EXERCISE OBJECTIVE:
Return all the entries exactly, keeping pictures out.

GIVEN DATA:

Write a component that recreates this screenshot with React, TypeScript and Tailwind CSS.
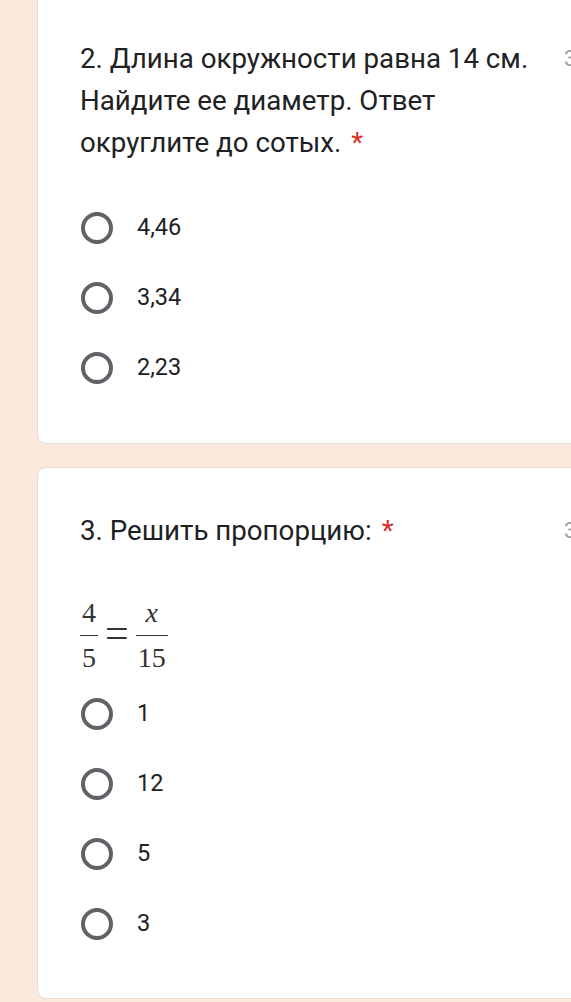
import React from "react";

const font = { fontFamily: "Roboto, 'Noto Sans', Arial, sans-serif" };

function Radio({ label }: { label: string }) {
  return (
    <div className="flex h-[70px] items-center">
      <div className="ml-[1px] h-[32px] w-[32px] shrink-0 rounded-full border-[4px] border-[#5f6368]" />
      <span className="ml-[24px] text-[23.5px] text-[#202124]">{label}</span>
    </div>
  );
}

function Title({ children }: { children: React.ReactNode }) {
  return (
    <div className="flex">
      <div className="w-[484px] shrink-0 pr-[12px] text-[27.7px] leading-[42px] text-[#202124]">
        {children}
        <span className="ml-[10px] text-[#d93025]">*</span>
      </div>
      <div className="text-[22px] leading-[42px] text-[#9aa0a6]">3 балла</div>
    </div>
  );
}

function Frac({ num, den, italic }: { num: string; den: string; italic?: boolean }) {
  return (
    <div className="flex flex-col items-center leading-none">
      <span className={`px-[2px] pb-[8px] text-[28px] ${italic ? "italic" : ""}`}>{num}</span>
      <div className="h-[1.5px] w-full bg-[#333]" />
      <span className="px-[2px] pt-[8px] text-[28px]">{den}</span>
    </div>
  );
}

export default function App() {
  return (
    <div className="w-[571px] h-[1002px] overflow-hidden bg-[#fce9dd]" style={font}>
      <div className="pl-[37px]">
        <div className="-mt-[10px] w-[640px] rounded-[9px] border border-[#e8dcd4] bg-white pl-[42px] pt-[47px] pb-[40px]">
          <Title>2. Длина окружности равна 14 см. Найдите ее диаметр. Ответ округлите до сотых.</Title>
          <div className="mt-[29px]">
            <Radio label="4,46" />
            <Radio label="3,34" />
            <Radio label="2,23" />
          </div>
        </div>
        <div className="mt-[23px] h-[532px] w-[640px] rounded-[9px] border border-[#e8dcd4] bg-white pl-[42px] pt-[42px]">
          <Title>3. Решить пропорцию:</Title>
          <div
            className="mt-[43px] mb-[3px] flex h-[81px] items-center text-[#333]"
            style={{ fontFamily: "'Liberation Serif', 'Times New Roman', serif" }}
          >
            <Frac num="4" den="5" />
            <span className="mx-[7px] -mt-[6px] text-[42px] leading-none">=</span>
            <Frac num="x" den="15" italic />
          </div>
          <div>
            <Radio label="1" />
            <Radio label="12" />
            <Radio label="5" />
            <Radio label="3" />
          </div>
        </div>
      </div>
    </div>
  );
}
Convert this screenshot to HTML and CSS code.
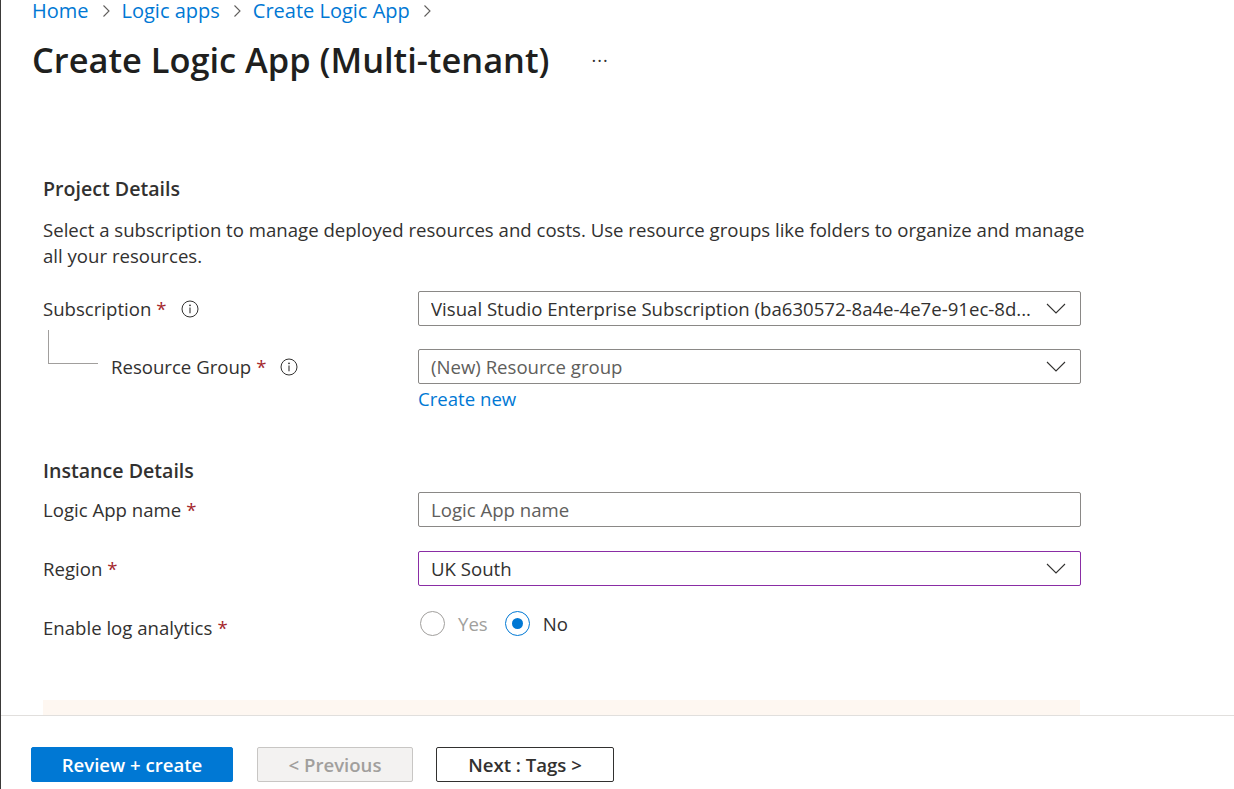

SOLUTION TO THE EXERCISE:
Write a component that recreates this screenshot with React, TypeScript and Tailwind CSS.
import React from "react";

const font = { fontFamily: "Roboto, 'Noto Sans', Arial, sans-serif" };

function Radio({ label }: { label: string }) {
  return (
    <div className="flex h-[70px] items-center">
      <div className="ml-[1px] h-[32px] w-[32px] shrink-0 rounded-full border-[4px] border-[#5f6368]" />
      <span className="ml-[24px] text-[23.5px] text-[#202124]">{label}</span>
    </div>
  );
}

function Title({ children }: { children: React.ReactNode }) {
  return (
    <div className="flex">
      <div className="w-[484px] shrink-0 pr-[12px] text-[27.7px] leading-[42px] text-[#202124]">
        {children}
        <span className="ml-[10px] text-[#d93025]">*</span>
      </div>
      <div className="text-[22px] leading-[42px] text-[#9aa0a6]">3 балла</div>
    </div>
  );
}

function Frac({ num, den, italic }: { num: string; den: string; italic?: boolean }) {
  return (
    <div className="flex flex-col items-center leading-none">
      <span className={`px-[2px] pb-[8px] text-[28px] ${italic ? "italic" : ""}`}>{num}</span>
      <div className="h-[1.5px] w-full bg-[#333]" />
      <span className="px-[2px] pt-[8px] text-[28px]">{den}</span>
    </div>
  );
}

export default function App() {
  return (
    <div className="w-[571px] h-[1002px] overflow-hidden bg-[#fce9dd]" style={font}>
      <div className="pl-[37px]">
        <div className="-mt-[10px] w-[640px] rounded-[9px] border border-[#e8dcd4] bg-white pl-[42px] pt-[47px] pb-[40px]">
          <Title>2. Длина окружности равна 14 см. Найдите ее диаметр. Ответ округлите до сотых.</Title>
          <div className="mt-[29px]">
            <Radio label="4,46" />
            <Radio label="3,34" />
            <Radio label="2,23" />
          </div>
        </div>
        <div className="mt-[23px] h-[532px] w-[640px] rounded-[9px] border border-[#e8dcd4] bg-white pl-[42px] pt-[42px]">
          <Title>3. Решить пропорцию:</Title>
          <div
            className="mt-[43px] mb-[3px] flex h-[81px] items-center text-[#333]"
            style={{ fontFamily: "'Liberation Serif', 'Times New Roman', serif" }}
          >
            <Frac num="4" den="5" />
            <span className="mx-[7px] -mt-[6px] text-[42px] leading-none">=</span>
            <Frac num="x" den="15" italic />
          </div>
          <div>
            <Radio label="1" />
            <Radio label="12" />
            <Radio label="5" />
            <Radio label="3" />
          </div>
        </div>
      </div>
    </div>
  );
}
Convert this screenshot to HTML and CSS code.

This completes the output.